Рассмотрение предметов из собрания европейского серебра в связи с наличием на них вкладных надписей показывает четкую закономерность. До середины XVII в. вкладные надписи на вложенных предметах, как правило, отсутствуют. Это относится и к первому по хронологии вложенному частным лицом предмету из собрания  кубку (59)47, вложенному в 1612 г. княгиней Марией в память о князьях Михаиле Александровиче и Василии Михайловиче Рубце Масальских, и к пяти кубкам (2, 11, 13, 57 и 58), входящим в богатейший вклад по князю Ивану Васильевичу Голицыну его вдовы (1627 г.)48. Первым в собрании предметом с вкладной надписью является богато декорированное португальское блюдо (39), данное «ставить с кутьею на гробнице боярина князя Дмитрея Тимофеевича Трубецкова»49 его вдовой княгиней Анной Тимофеевной в 1628 г. Из восьми вкладных предметов первой половины XVII в. вкладная надпись есть только на этом блюде.

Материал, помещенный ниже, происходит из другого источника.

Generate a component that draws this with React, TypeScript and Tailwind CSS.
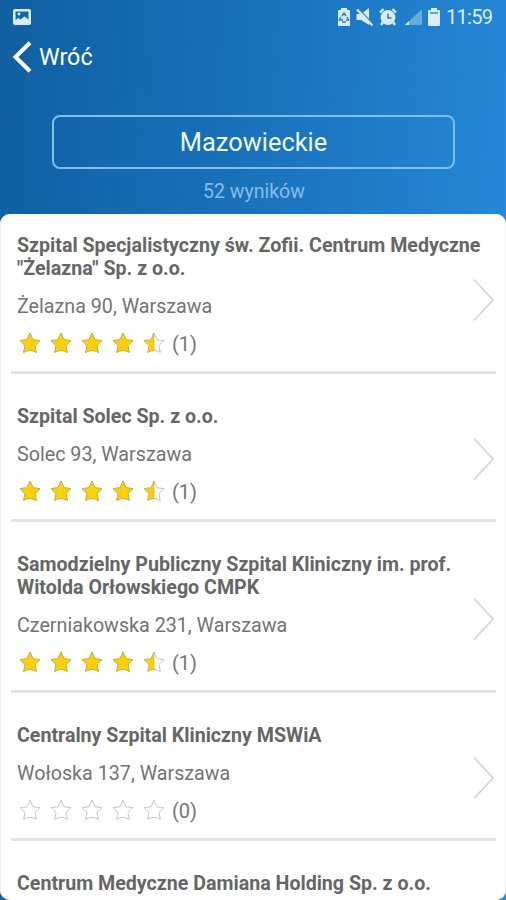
type Hospital = { name: string[]; address: string; rating: number; votes: number };

const hospitals: Hospital[] = [
  { name: ['Szpital Specjalistyczny św. Zofii. Centrum Medyczne', '"Żelazna" Sp. z o.o.'], address: 'Żelazna 90, Warszawa', rating: 4.5, votes: 1 },
  { name: ['Szpital Solec Sp. z o.o.'], address: 'Solec 93, Warszawa', rating: 4.5, votes: 1 },
  { name: ['Samodzielny Publiczny Szpital Kliniczny im. prof.', 'Witolda Orłowskiego CMPK'], address: 'Czerniakowska 231, Warszawa', rating: 4.5, votes: 1 },
  { name: ['Centralny Szpital Kliniczny MSWiA'], address: 'Wołoska 137, Warszawa', rating: 0, votes: 0 },
];

const STAR = 'M11 1 L14 7.8 L21 8.6 L15.9 13.5 L17.3 20.4 Q11 16.4 4.7 20.4 L6.1 13.5 L1 8.6 L8 7.8 Z';
const HALF = 'M11 1 L11 18.4 Q7.8 18.4 4.7 20.4 L6.1 13.5 L1 8.6 L8 7.8 Z';

function Star({ fill }: { fill: number }) {
  return (
    <svg viewBox="0 0 22 22" className="h-[22px] w-[22px]">
      <path d={STAR} fill="#fff" stroke={fill === 1 ? '#b5a774' : '#c4c4c4'} strokeWidth="1" strokeLinejoin="round" />
      {fill > 0 && <path d={fill === 1 ? STAR : HALF} fill="#fbd008" stroke="#c5aa3c" strokeWidth="0.6" strokeLinejoin="round" />}
    </svg>
  );
}

function Row({ item }: { item: Hospital }) {
  return (
    <li className="ml-[11px] mr-[10px] flex border-b-[3px] border-[#e3e3e3] pl-1.5 pt-[31px]">
      <div className="w-0 grow">
        <h2 className="whitespace-nowrap text-[19.62px] font-bold leading-[23px] text-[#666666]">
          {item.name.map((line) => <span key={line} className="block">{line}</span>)}
        </h2>
        <p className="mt-[9px] h-[35px] whitespace-nowrap text-[19.7px] leading-[35px] text-[#737373]">{item.address}</p>
        <div className="flex h-[47px] items-start gap-[9px] pl-0.5 pt-[8px]">
          {[0, 1, 2, 3, 4].map((i) => <Star key={i} fill={Math.max(0, Math.min(1, item.rating - i))} />)}
          <span className="-ml-[2px] text-[20px] leading-[25px] text-[#757575]">({item.votes})</span>
        </div>
      </div>
      <svg viewBox="0 0 24 44" className="mt-[-6px] h-11 w-6 shrink-0 self-center" fill="none" stroke="#d6d6d6" strokeWidth="1.8">
        <path d="M2 1.5 L21 22 L2 42.5" />
      </svg>
    </li>
  );
}

function StatusBar() {
  return (
    <div className="flex h-[34px] items-center pl-[13px] pr-[14px] text-[#d8ecfa]">
      <svg viewBox="0 0 18 16" className="h-4 w-[18px]">
        <rect width="18" height="16" rx="2" fill="currentColor" />
        <path d="M2.5 2.5h13v8l-4-3-4 3-2-1.5-3 2z" fill="#1768a8" />
        <circle cx="6" cy="5" r="1.4" fill="currentColor" />
      </svg>
      <div className="ml-auto flex items-center">
        <svg viewBox="0 0 14 18" className="h-[18px] w-[14px]">
          <path d="M4 0h6v2h3v16H1V2h3z" fill="currentColor" />
          <path d="M5 8l2-3 2 3M10 9l1.5 3H9M4 9l-1.5 3H6M5 14h4" stroke="#237fc9" strokeWidth="1.4" fill="none" />
        </svg>
        <svg viewBox="0 0 18 18" className="ml-[5px] h-[18px] w-[18px]">
          <path d="M0.5 6h4.5L13 0v17l-8-5H0.5z" fill="currentColor" />
          <path d="M2.5 0.5l14 15" stroke="#237fc9" strokeWidth="1.2" />
          <path d="M1 1.5l15.5 16" stroke="currentColor" strokeWidth="2.2" />
        </svg>
        <svg viewBox="0 0 18 18" className="ml-[5px] h-[18px] w-[18px]" fill="none" stroke="currentColor">
          <path d="M1 4.5L4.5 1M17 4.5L13.5 1M4 14l-2 3M14 14l2 3" strokeWidth="2.4" />
          <circle cx="9" cy="9.5" r="7.4" fill="currentColor" stroke="none" />
          <path d="M9 5.5v4.5h3.5" stroke="#237fc9" strokeWidth="1.5" />
        </svg>
        <svg viewBox="0 0 18 18" className="ml-[7px] h-[18px] w-[18px]">
          <path d="M18 1v16H1z" fill="currentColor" opacity="0.4" />
          <path d="M5 13v4H1z" fill="currentColor" />
        </svg>
        <svg viewBox="0 0 12 18" className="ml-[6px] h-[18px] w-3">
          <path d="M3 0h6v2h2q1 0 1 1v14q0 1-1 1H1q-1 0-1-1V3q0-1 1-1h2z" fill="currentColor" />
          <path d="M2 5h8" stroke="#5fa8dd" strokeWidth="2" />
        </svg>
        <span className="ml-1.5 w-[46px] whitespace-nowrap text-[20px] leading-6 tracking-[-0.7px]">11:59</span>
      </div>
    </div>
  );
}

export default function App() {
  return (
    <main className="flex h-[900px] w-[506px] flex-col overflow-hidden bg-linear-[93deg] from-[#1060a2] via-[#1a73bd] to-[#268bdc] font-[Roboto,sans-serif]">
      <StatusBar />
      <header className="flex h-[46px] items-center pl-3 text-white">
        <svg viewBox="0 0 19 32" className="-mt-px h-8 w-5" fill="none" stroke="currentColor" strokeWidth="4">
          <path d="M17.5 1.8L3 16l14.5 14.2" />
        </svg>
        <span className="ml-[7px] text-[23.3px] leading-8">Wróć</span>
      </header>
      <div className="ml-[52px] mt-[35px] flex h-[54px] w-[403px] shrink-0 items-center justify-center rounded-[8px] border-2 border-[#82bee9] pt-px text-[25.4px] text-[#edf8ff]">
        Mazowieckie
      </div>
      <p className="mt-[9px] h-[36px] shrink-0 pl-0.5 pt-px text-center text-[19.5px] leading-[26px] text-[#88bdea]">52 wyników</p>
      <ul className="h-[686px] shrink-0 overflow-hidden rounded-[10px] bg-white shadow-[inset_1px_0_0_#e9edf0,inset_-1px_0_0_#eef0f2]">
        {hospitals.map((h, i) => (
          <div key={h.address} className={i === 0 ? '-mt-[11px]' : ''}>
            <Row item={h} />
          </div>
        ))}
        <li className="ml-[11px] pl-1.5 pt-[31px]">
          <h2 className="whitespace-nowrap text-[19.62px] font-bold leading-[23px] text-[#666666]">Centrum Medyczne Damiana Holding Sp. z o.o.</h2>
        </li>
      </ul>
    </main>
  );
}
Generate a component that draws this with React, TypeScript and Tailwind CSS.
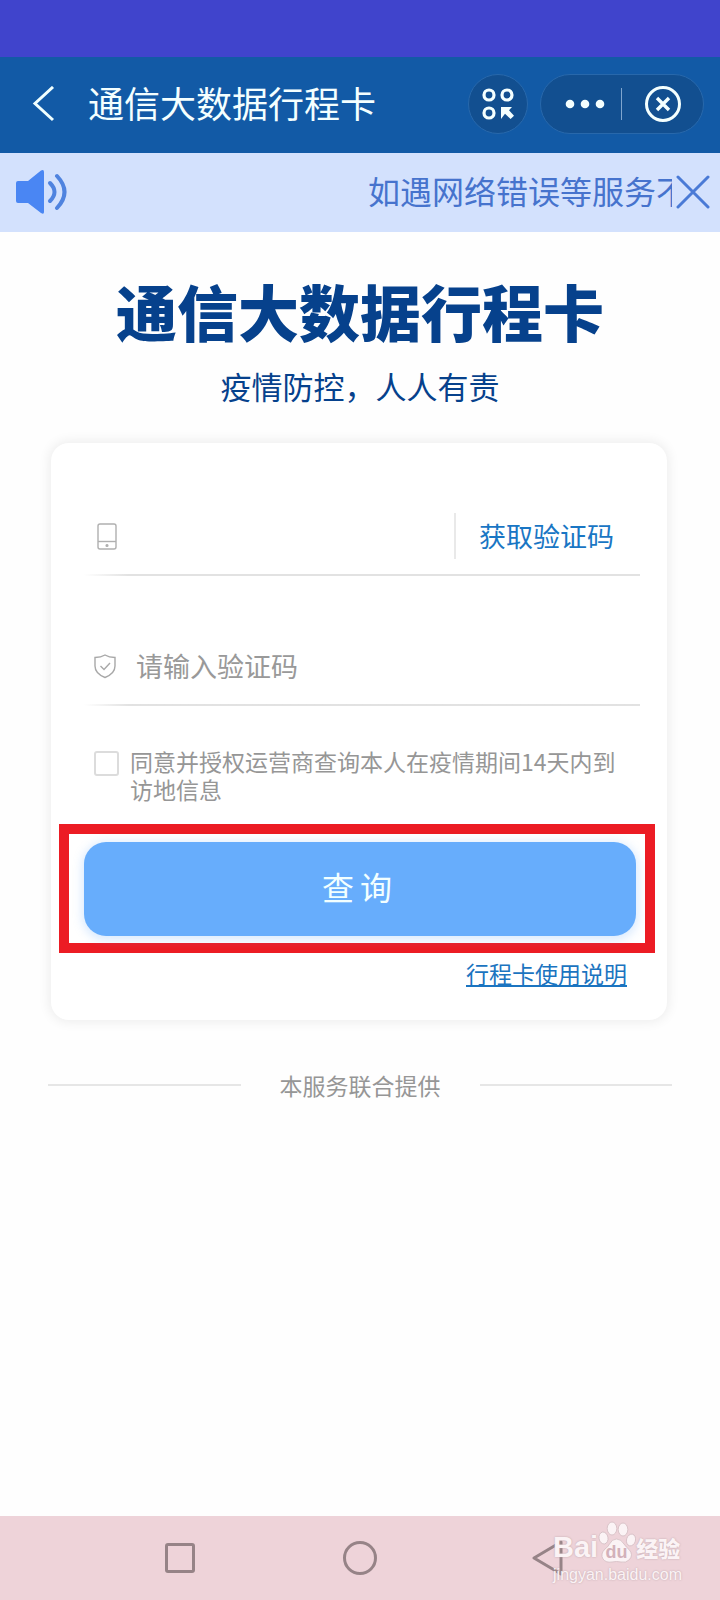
import { useState } from "react";

const NOTICE = "如遇网络错误等服务不";

function Header() {
  return (
    <header className="flex h-24 items-center bg-[#125aa6] pr-4 pb-[3px] pl-8 text-white">
      <button type="button" aria-label="返回" className="flex w-14 shrink-0">
        <svg width="24" height="36" viewBox="0 0 24 36" fill="none" stroke="#f0ffff" strokeWidth="3">
          <path d="M21 1 L3 17.5 L21 34" />
        </svg>
      </button>
      <h1 className="pb-1 text-[36px] leading-[48px] text-[#f4ffff]">通信大数据行程卡</h1>

      <div className="ml-auto flex gap-3">
        <button
          type="button"
          aria-label="小程序"
          className="flex size-[60px] items-center justify-center rounded-full border border-[#2868ab] bg-[#124f90]"
        >
          <svg width="34" height="34" viewBox="0 0 34 34" fill="none" stroke="#f4ffff" strokeWidth="3.2">
            <circle cx="8" cy="8" r="5" />
            <circle cx="26" cy="8" r="5" />
            <circle cx="8" cy="26" r="5" />
            <path d="M20 32 V20 H31 L28 23.2 L33 28.8 L29.6 32 L24 26.8 Z" fill="#f4ffff" stroke="none" />
          </svg>
        </button>
        <div className="flex h-[60px] w-[164px] items-center rounded-full border border-[#2868ab] bg-[#124f90] pl-6">
          <button type="button" aria-label="更多" className="shrink-0">
            <svg width="40" height="10" viewBox="0 0 40 10" fill="#f4ffff">
              <circle cx="5" cy="5" r="4.3" />
              <circle cx="20" cy="5" r="4.3" />
              <circle cx="35" cy="5" r="4.3" />
            </svg>
          </button>
          <span className="ml-4 h-8 w-px bg-[#7fa5ce]" />
          <button type="button" aria-label="关闭" className="flex flex-1 justify-center">
            <svg width="38" height="38" viewBox="0 0 38 38" fill="none" stroke="#f4ffff">
              <circle cx="19" cy="19" r="16.5" strokeWidth="3" />
              <path d="M13 13 L25 25 M25 13 L13 25" strokeWidth="3.4" />
            </svg>
          </button>
        </div>
      </div>
    </header>
  );
}

function Notice({ onClose }: { onClose: () => void }) {
  return (
    <div className="flex h-[79px] items-center bg-[#d3e1fd] pr-[10px] pb-[2px] pl-4">
      <svg width="52" height="46" viewBox="0 0 52 46" fill="none" className="shrink-0">
        <path d="M2 12 H12 L25 1.5 Q28 0 28 3 V43 Q28 46 25 44 L12 34 H2 Q0 34 0 32 V14 Q0 12 2 12 Z" fill="#4a86f3" />
        <path d="M34 14 Q43 23 34 32" stroke="#4f83df" strokeWidth="4" strokeLinecap="round" />
        <path d="M41 7 Q56 23 41 39" stroke="#4f83df" strokeWidth="4" strokeLinecap="round" />
      </svg>
      <p className="ml-auto w-[304px] overflow-hidden pb-1 text-[32px] leading-[44px] whitespace-nowrap text-[#4673cd]">
        {NOTICE}
      </p>
      <button type="button" aria-label="关闭通知" className="ml-1 shrink-0" onClick={onClose}>
        <svg width="34" height="34" viewBox="0 0 34 34" stroke="#4a7ad6" strokeWidth="3" strokeLinecap="round">
          <path d="M2 2 L32 32 M32 2 L2 32" />
        </svg>
      </button>
    </div>
  );
}

function FieldLine() {
  return <div className="h-[2px] bg-linear-to-r from-white via-[#e2e2e2] via-8% to-[#e2e2e2]" />;
}

function QueryCard() {
  const [phone, setPhone] = useState("");
  const [code, setCode] = useState("");
  const [agreed, setAgreed] = useState(false);

  return (
    <form
      onSubmit={(e) => e.preventDefault()}
      className="mr-[53px] ml-[51px] rounded-[18px] bg-white pt-[58px] pb-[30px] shadow-[0_0_12px_2px_rgba(0,0,0,0.07)]"
    >
      <div className="mr-[27px] ml-[33px]">
        <div className="flex h-[73px] items-center pb-[3px] pl-3">
          <svg width="22" height="28" viewBox="0 0 22 28" fill="none" stroke="#b0b0b0" strokeWidth="1.4" className="shrink-0">
            <rect x="2" y="2" width="18" height="25" rx="2" />
            <path d="M2 19.5 H20" />
            <circle cx="11" cy="23.5" r="0.9" fill="#999" />
          </svg>
          <input
            type="tel"
            aria-label="手机号"
            value={phone}
            onChange={(e) => setPhone(e.target.value)}
            className="ml-4 h-10 min-w-0 flex-1 text-[27px] text-[#666] outline-none"
          />
          <button
            type="button"
            className="h-[46px] border-l-2 border-[#e9e9e9] pr-[26px] pl-[23px] text-[27px] leading-[40px] text-[#1976c4]"
          >
            获取验证码
          </button>
        </div>
        <FieldLine />

        <div className="mt-[55px] flex h-[73px] items-center pb-[3px] pl-2">
          <svg width="26" height="26" viewBox="0 0 26 26" fill="none" stroke="#a8a8a8" strokeWidth="1.4" className="shrink-0">
            <path d="M13 2 Q17 4.5 23 4.5 V13 Q23 20.5 13 24.5 Q3 20.5 3 13 V4.5 Q9 4.5 13 2 Z" />
            <path d="M8.5 13 L12 16.5 L18 10" />
          </svg>
          <input
            type="text"
            aria-label="验证码"
            placeholder="请输入验证码"
            value={code}
            onChange={(e) => setCode(e.target.value)}
            className="ml-[18px] h-10 min-w-0 flex-1 text-[27px] text-[#666] outline-none placeholder:text-[#999]"
          />
        </div>
        <FieldLine />

        <div className="mt-[41px] flex pr-5 pl-[10px]">
          <input
            id="agree"
            type="checkbox"
            checked={agreed}
            onChange={(e) => setAgreed(e.target.checked)}
            className="mt-1 size-[25px] shrink-0 appearance-none rounded-[3px] border-2 border-[#dcdcdc] bg-white checked:bg-[#67adfc]"
          />
          <label htmlFor="agree" className="ml-[11px] text-[23px] leading-7 text-[#969696]">
            同意并授权运营商查询本人在疫情期间14天内到访地信息
          </label>
        </div>
      </div>

      <div className="mt-[21px] mr-3 ml-2 border-[10px] border-[#ec1c24] pt-2 pr-[9px] pb-[7px] pl-[15px]">
        <button
          type="submit"
          className="flex h-[94px] w-full items-center justify-center gap-[6px] rounded-[22px] bg-[#67adfc] pr-[6px] pb-[6px] text-[32px] text-[#f2ffff] shadow-[0_2px_10px_2px_rgba(103,173,252,0.25)]"
        >
          <span>查</span>
          <span>询</span>
        </button>
      </div>

      <div className="mt-[3px] pr-10 text-right text-[23px] leading-[34px]">
        <a href="#guide" className="text-[#1b74c0] underline">行程卡使用说明</a>
      </div>
    </form>
  );
}

function Watermark() {
  return (
    <div className="absolute top-1 right-[38px] text-[#fbf3f5]">
      <div className="flex h-[43px] items-end">
        <span className="font-[Liberation_Sans] text-[29px] leading-8 font-bold [text-shadow:0_0_2px_#b9a3a9]">Bai</span>
        <svg width="38" height="42" viewBox="0 0 38 42" fill="#fbf3f5" stroke="#d3bcc2" strokeWidth="0.8">
          <ellipse cx="5.5" cy="17" rx="4.5" ry="6" transform="rotate(-10 5.5 17)" />
          <ellipse cx="14" cy="7.5" rx="4.8" ry="6.5" />
          <ellipse cx="25" cy="8.5" rx="4.8" ry="6.5" />
          <ellipse cx="33" cy="19" rx="4.5" ry="6" transform="rotate(15 33 19)" />
          <path d="M18.5 18 Q23 18 26 23 Q28 26 31 28.5 Q36 34 31 39 Q28 42 23 41 Q18.5 40 14 41 Q8 42 5 38 Q2 33 7 28 Q10 26 11.5 23 Q14 18 18.5 18 Z" />
          <text x="18.5" y="37" textAnchor="middle" fontFamily="Liberation Sans" fontSize="18" fontWeight="700" fill="#d3b1ba" stroke="none">
            du
          </text>
        </svg>
        <span className="text-[22px] leading-8 font-black [text-shadow:0_0_2px_#b9a3a9]">经验</span>
      </div>
      <div className="font-[Liberation_Sans] text-[16px] leading-6 [text-shadow:0_0_2px_#b9a3a9]">jingyan.baidu.com</div>
    </div>
  );
}

function SystemBar() {
  return (
    <nav className="relative mt-auto grid h-[84px] grid-cols-3 items-center justify-items-center bg-[#eed3d9] px-[90px]">
      <button type="button" aria-label="最近任务">
        <svg width="36" height="36" viewBox="0 0 36 36" fill="none" stroke="#968387" strokeWidth="3">
          <rect x="4.5" y="4.5" width="27" height="27" rx="1.5" />
        </svg>
      </button>
      <button type="button" aria-label="主页">
        <svg width="36" height="36" viewBox="0 0 36 36" fill="none" stroke="#968387" strokeWidth="3">
          <circle cx="18" cy="18" r="15.5" />
        </svg>
      </button>
      <button type="button" aria-label="返回上一页" className="pl-4">
        <svg width="36" height="36" viewBox="0 0 36 36" fill="none" stroke="#968387" strokeWidth="3" strokeLinejoin="round">
          <path d="M31 2 V34 L4 18 Z" />
        </svg>
      </button>
      <Watermark />
    </nav>
  );
}

export default function App() {
  const [showNotice, setShowNotice] = useState(true);

  return (
    <div className="flex min-h-screen flex-col bg-[#fefefe] font-['Noto_Sans_CJK_SC',sans-serif]">
      <div className="h-[57px] bg-[#4044cc]" />
      <Header />
      {showNotice && <Notice onClose={() => setShowNotice(false)} />}

      <main>
        <div className="pt-[39px] pb-[35px] text-center text-[#06418c]">
          <h2 className="text-[61px] leading-[80px] font-black">通信大数据行程卡</h2>
          <p className="mt-3 text-[31px] leading-[45px]">疫情防控，人人有责</p>
        </div>
        <QueryCard />
        <div className="mt-[49px] flex items-center px-12">
          <span className="h-[2px] flex-1 bg-[#e6e6e6]" />
          <span className="px-[39px] text-[23px] leading-8 text-[#969696]">本服务联合提供</span>
          <span className="h-[2px] flex-1 bg-[#e6e6e6]" />
        </div>
      </main>

      <SystemBar />
    </div>
  );
}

Между 1650 и 1710 годами мы можем наблюдать противоположную картину. Из десяти предметов, вложенных в этот период, только один не несет на себе вкладной надписи. Это ложка, вложенная до 1701 г. стольником Василием Петровичем Головиным. Поверхность этого небольшого предмета покрыта резьбой и эмалью, и для надписи там просто нет места, что, видимо, и является причиной ее отсутствия. Среди вкладчиков предметов с надписями есть и представители монастырского духовенства  келарь и настоятель монастыря, однако купцов, даже представителей их высшего слоя  ведущих зарубежную торговлю гостей, нет. Содержание всех надписей стандартно и исчерпывается указанием имени вкладчика и / или лица, в память о котором внесен вклад, а также даты его внесения. Большая часть вкладов, как за этот, так и за предшествующий период внесена вдовами в память о покойных мужьях, что вполне соответствует ожиданиям50. За 17101750 гг. в собрании нет ни одного вкладного предмета. После 1750 г. они появляются, но их небольшое число (три) не позволяет выявить какой-либо закономерности.